The field-level quantification of carbon budgets, crop yields, and ΔSOC produced using KGML-ag-Carbon (as demonstrated for the U.S. Midwest) provides an accurate, cost-effective, and high-resolution product for potentially improving carbon sequestration assessments. To underscore the necessity of a high-resolution carbon budget and crop yield quantification, we generated 0.0025-degree and 0.5-degree resolution ΔSOC estimates from 2000 to 2020 using the mass balance approach with KGML-ag-Carbon. We created a high-resolution product using 250-m-resolution NEE and crop yield data predicted by KGML-ag-Carbon (Fig. 5a–c). These results were compared with ΔSOC estimates using a similar approach by implementing KGML-ag-Carbon at a 0.5-degree resolution (Fig. 5d–f). The high-resolution ΔSOC estimates reveal that the majority of changes fall within the range of -0.5% to 0.5% C/year (86%), which aligns well with the ranges observed in experimental studies^{36,37,38,39,40,41} (Fig. 5c). Notable patterns include a decline in SOC across southern Minnesota, northern Iowa, and northeastern Illinois, as well as an increase in the southern U.S. Midwest. These patterns are primarily influenced by soil factors (explaining 43% variance) and climate factors (explaining 11% variance). Relatively colder, drier conditions, fewer carbon inputs into the soil, and higher SOC stock levels (larger Rh) contribute to greater carbon losses in northern regions (Fig. S14). A more detailed assessment of the ΔSOC patterns is given in the supplementary discussion. A comparison of the coarse and high-resolution ΔSOC estimations reveals notable differences (overall NRMSE = 86%) due to loss of detail (e.g., hot/cold spots) and relatively stronger mixed pixel effects in the 0.5-degree pixels (Fig. 5d, e). The histogram distribution (Fig. 5f) indicates a difference ranging from −0.1 (10% quantiles) to 0.9 (90% quantile) %/year between coarse- and high-resolution estimates. This difference cannot be neglected when compared with the high-resolution ΔSOC histogram distributions (Fig. 5c). More detailed results regarding the differences between high-resolution and coarse-resolution GPP inputs, as well as Ra, Rh, NEE, and crop yield qualifications are provided in Fig. S15.

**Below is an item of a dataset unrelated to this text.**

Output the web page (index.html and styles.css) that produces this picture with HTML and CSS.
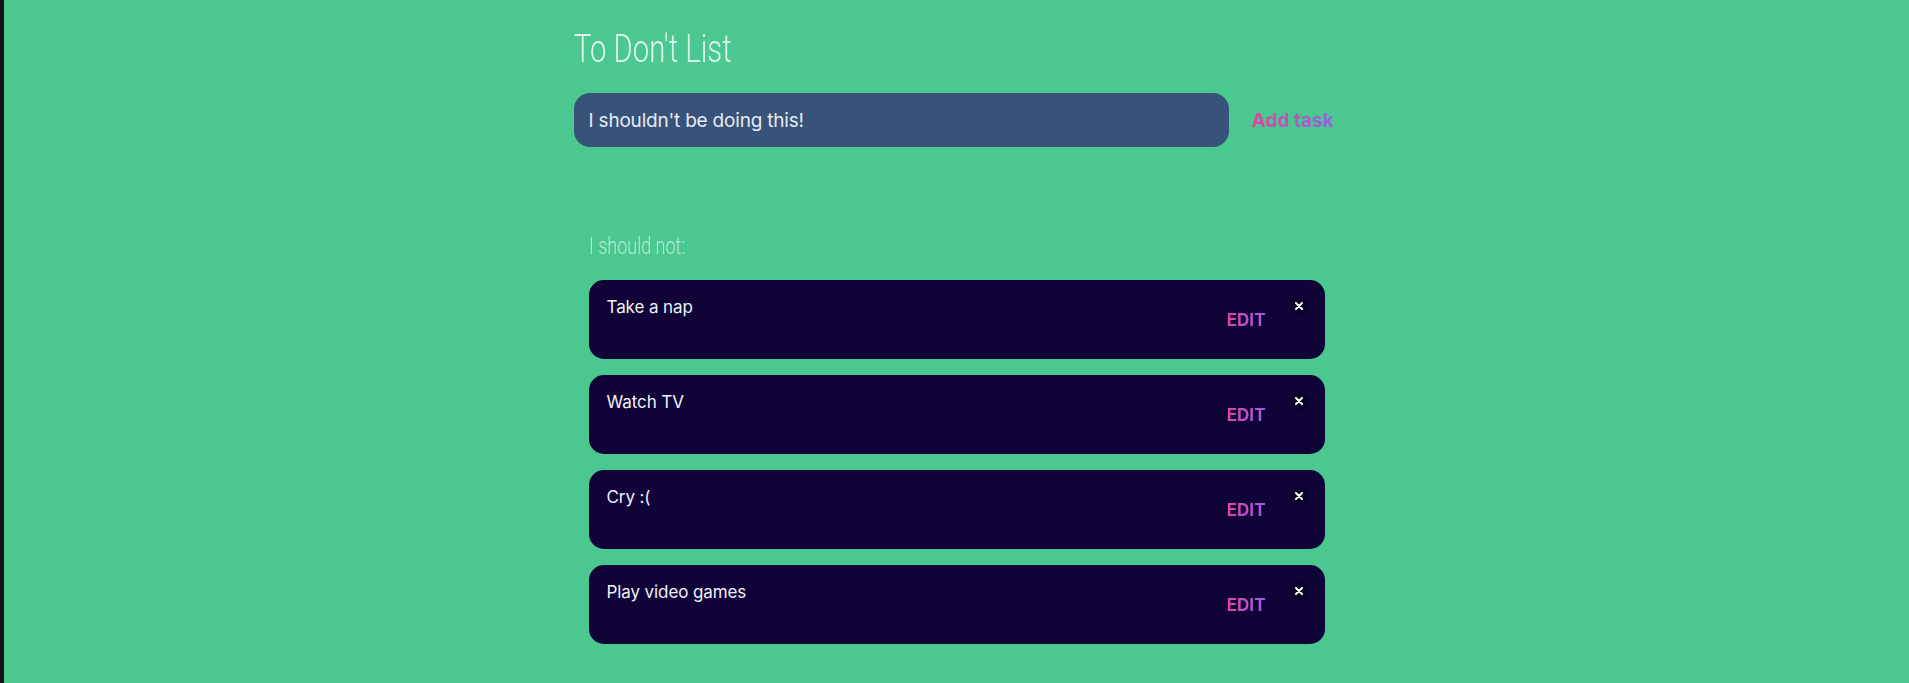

**Fig. 5: The distribution of estimated ΔSOC during 2000–2020 and the demonstration of the impact of coarse resolution on ΔSOC.**

KGML-ag-Carbon employs a mass balance approach to estimate ΔSOC from NEE and yield, which are estimated by integrating all available data, including weather forcing, soil properties (which include static SOC), crop type, and remotely sensed GPP. These inputs and predicted NEE and yield are well-validated by observations. This approach allows us to make the best use of existing data to estimate the regional ΔSOC at low cost and high resolution, even in the absence of field-level measurements. We have undertaken validation efforts, focusing on sites within the U.S. Midwest with SOC measurements in multiple years post-2000 (Fig. S16, Table S1). These validations demonstrate that our model’s ΔSOC estimates fall within observed ranges in most cases. However, performance is constrained by four key factors: (1) while all ΔSOC data was collected at the plot level (~10-m scale), the absence of localized forcing data required us to employ field-level inputs, namely 250-m GPP and weather data, to drive the model; (2) our estimated ΔSOC represents a combination of crop residue and humus, while the majority of measurements typically focus on humus content; (3) variations in management practices between each plot, such as tillage, fertilizer application, and crop rotation, further complicate field-level estimation, and (4) uncertainty in field-level SOC arises from lab measurement errors (up to 12%), spatial sampling errors (up to 50%), and resampling errors (up to 45%)^42,43, and can be exacerbated over extended time periods. Despite these challenges, our approach is valuable for mitigating carbon budget quantification errors, driven by its high resolution (250 m) and accuracy (Figs. 2–4), all while maintaining a low computational cost. It is also worth noting that while the NEE, Reco, and crop yield values in KGML-ag-Carbon are well-constrained, intermediate variables such as Ra, Rh, and crop residue still contain high uncertainties due to a lack of direct observational data constraints. These variables, however, are fundamental to understanding the underlying mechanisms. Therefore, this study also highlights the need for accurate field-level ΔSOC measurements to improve the reliability of ΔSOC quantification and the need for accurate measurements of Ra, Rh, and crop residues to constrain the underlying processes.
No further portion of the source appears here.